Most state salary and attendance formats have more than 30 columns and require A-3 sheets. Conservatively, a service enterprise with 20 employees needs 100 sheets a year - 60 for registers, 15 for applications, 25 for annual returns. Factories need double this number. Assuming that 50 million enterprises in India include about 22 million factories, labour laws require five billion sheets of paper every year. The website conservatree.org suggests that 500 sheets of paper are derived from three-fifths (0.6) of a tree; this means our labour laws consume 600,000 trees a year. If we add the paper used by the labour departments, a lowball guesstimate would be another 400,00 trees.
Does this mass destruction of trees improve the condition of our labour? Shouldn't any application or submission required in paper be more of an exception rather than the rule? The more important question: Are all data submitted on this mountain of paper available for improving enforcement by cross-referencing and big data analytics? Should every labour law or department or law require issuing its own unique number? Is the best method of enforcing our laws more feet on street, with more discretionary power for inspection or algorithmic and anonymous targeting?

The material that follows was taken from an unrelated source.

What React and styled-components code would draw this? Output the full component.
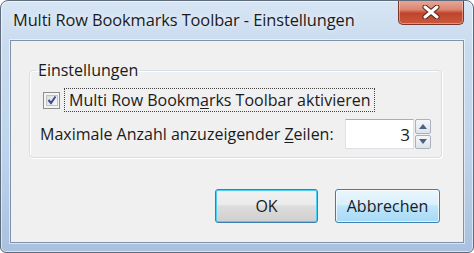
import React from "react";
import styled, { createGlobalStyle } from "styled-components";

const Global = createGlobalStyle`
  html, body { margin: 0; padding: 0; background: #ffffff; }
  body { font-family: "Open Sans", "Noto Sans", sans-serif; }
  * { box-sizing: border-box; }
`;

const Window = styled.div`
  width: 474px;
  height: 253px;
  border: 1px solid #5d6b7c;
  border-radius: 8px 8px 6px 6px;
  background: linear-gradient(to bottom, #d7e5f4 0%, #c9dbef 18%, #bfd4ec 60%, #a9c1df 100%);
  box-shadow: inset 0 0 0 1px rgba(255,255,255,0.55);
  display: flex;
  flex-direction: column;
  overflow: hidden;
`;

const TitleBar = styled.div`
  height: 39px;
  display: flex;
  align-items: flex-start;
  justify-content: space-between;
  padding: 0 9px 0 12px;
`;

const Title = styled.div`
  margin-top: 9px;
  font-size: 16.4px;
  line-height: 20px;
  color: #1b1b1b;
  text-shadow: 0 0 6px rgba(255,255,255,0.9);
  letter-spacing: -0.1px;
  white-space: nowrap;
`;

const CloseButton = styled.div`
  width: 66px;
  height: 25px;
  margin-top: -1px;
  border: 1px solid #7d3528;
  border-top: none;
  border-radius: 0 0 5px 5px;
  background: linear-gradient(to bottom, #e8aa9a 0%, #d98670 40%, #c0432b 55%, #c95a3e 100%);
  box-shadow: inset 0 0 0 1px rgba(255,220,210,0.45);
  display: flex;
  align-items: center;
  justify-content: center;
`;

const Client = styled.div`
  flex: 1;
  margin: 0 9px 9px 9px;
  border: 1px solid #7f93ac;
  box-shadow: 0 0 0 1px rgba(255,255,255,0.55);
  background: #f0f0f0;
  padding: 20px 21px 0 18px;
  display: flex;
  flex-direction: column;
`;

const Group = styled.fieldset`
  margin: 0;
  padding: 9px 10px 8px 10px;
  border: 1px solid #d5dfe5;
  border-radius: 4px;
  box-shadow: inset 1px 1px 0 #ffffff, 1px 1px 0 #ffffff;
  display: flex;
  flex-direction: column;
  gap: 7px;
`;

const Legend = styled.legend`
  margin-left: -4px;
  padding: 0 2px;
  font-size: 16px;
  line-height: 18px;
  color: #1b1b1b;
`;

const CheckRow = styled.div`
  display: flex;
  align-items: center;
  height: 24px;
  gap: 4px;
`;

const Box = styled.div`
  width: 17px;
  height: 17px;
  margin-left: 3px;
  border: 1px solid #8e8f8f;
  background: #f4f4f4;
  padding: 2px;
  display: flex;
`;

const BoxInner = styled.div`
  flex: 1;
  border: 1px solid #c2c2c2;
  background: linear-gradient(135deg, #dcdcdc, #f8f8f8);
  display: flex;
  align-items: center;
  justify-content: center;
`;

const FocusLabel = styled.div`
  height: 24px;
  padding: 0 4px;
  border: 1px dotted #444;
  display: flex;
  align-items: center;
  font-size: 16px;
  color: #1b1b1b;
  white-space: nowrap;
`;

const SpinRow = styled.div`
  display: flex;
  align-items: center;
  justify-content: space-between;
  height: 30px;
`;

const Label = styled.div`
  font-size: 16px;
  color: #1b1b1b;
  white-space: nowrap;
`;

const Spin = styled.div`
  display: flex;
  align-items: stretch;
  height: 30px;
  flex-shrink: 0;
`;

const Field = styled.div`
  width: 69px;
  background: #ffffff;
  border: 1px solid #dbdfe6;
  border-top-color: #abadb3;
  border-left-color: #e2e3ea;
  display: flex;
  align-items: center;
  justify-content: flex-end;
  padding-right: 3px;
  font-size: 17px;
  color: #1b1b1b;
`;

const Arrows = styled.div`
  width: 16px;
  display: flex;
  flex-direction: column;
  gap: 1px;
  margin-left: 1px;
`;

const Arrow = styled.div`
  flex: 1;
  border: 1px solid #a7b1c0;
  border-radius: 2px;
  background: linear-gradient(to bottom, #f4f6f9, #dfe4ea);
  display: flex;
  align-items: center;
  justify-content: center;
`;

const Buttons = styled.div`
  margin-top: 31px;
  margin-right: 2px;
  display: flex;
  justify-content: flex-end;
  gap: 17px;
`;

const Button = styled.div`
  width: ${p => p.$w}px;
  height: 34px;
  border: 1px solid #3c7fb1;
  border-radius: 3px;
  background: ${p =>
    p.$hover
      ? "linear-gradient(to bottom, #eaf6fd 0%, #d9f0fc 45%, #bee6fd 50%, #a7d9f5 100%)"
      : "linear-gradient(to bottom, #f2f2f2 0%, #ebebeb 45%, #dddddd 50%, #cfcfcf 100%)"};
  box-shadow: inset 0 0 0 1px ${p => (p.$hover ? "rgba(255,255,255,0.7)" : "#48d0f7")};
  display: flex;
  align-items: center;
  justify-content: center;
  font-size: 16px;
  color: #1b1b1b;
`;

const U = styled.span`
  text-decoration: underline;
  text-underline-offset: 2px;
`;

export default function App() {
  return (
    <>
      <Global />
      <Window>
        <TitleBar>
          <Title>Multi Row Bookmarks Toolbar - Einstellungen</Title>
          <CloseButton>
            <svg width="18" height="14" viewBox="0 0 18 14">
              <path d="M3 2 L15 12 M15 2 L3 12" stroke="#5a2318" strokeWidth="5" strokeLinecap="round" />
              <path d="M3 2 L15 12 M15 2 L3 12" stroke="#ffffff" strokeWidth="3" strokeLinecap="round" />
            </svg>
          </CloseButton>
        </TitleBar>
        <Client>
          <Group>
            <Legend>Einstellungen</Legend>
            <CheckRow>
              <Box>
                <BoxInner>
                  <svg width="10" height="10" viewBox="0 0 10 10">
                    <path d="M1.5 5 L4 8 L8.5 1.5" fill="none" stroke="#3b4f92" strokeWidth="2" />
                  </svg>
                </BoxInner>
              </Box>
              <FocusLabel>
                Multi Row Bookm<U>a</U>rks Toolbar aktivieren
              </FocusLabel>
            </CheckRow>
            <SpinRow>
              <Label>
                Maximale Anzahl anzuzeigender <U>Z</U>eilen:
              </Label>
              <Spin>
                <Field>3</Field>
                <Arrows>
                  <Arrow>
                    <svg width="8" height="5" viewBox="0 0 8 5"><path d="M0 5 L4 0 L8 5 Z" fill="#4d6185" /></svg>
                  </Arrow>
                  <Arrow>
                    <svg width="8" height="5" viewBox="0 0 8 5"><path d="M0 0 L4 5 L8 0 Z" fill="#4d6185" /></svg>
                  </Arrow>
                </Arrows>
              </Spin>
            </SpinRow>
          </Group>
          <Buttons>
            <Button $w={103}>OK</Button>
            <Button $w={105} $hover>Abbrechen</Button>
          </Buttons>
        </Client>
      </Window>
    </>
  );
}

India's labour laws are a mess. There are 44 central laws and many more state laws. Most employers will tell you that you can't comply with 100 per cent of India's labour laws without violating 10 per cent of them. We know an employer who has been threatened with jail in one state if he continues to pay his employees by cheque (since employees don't have bank accounts) while another state has threatened him the same retribution if he continues to pay his employees in cash (since employees are exploited by middlemen).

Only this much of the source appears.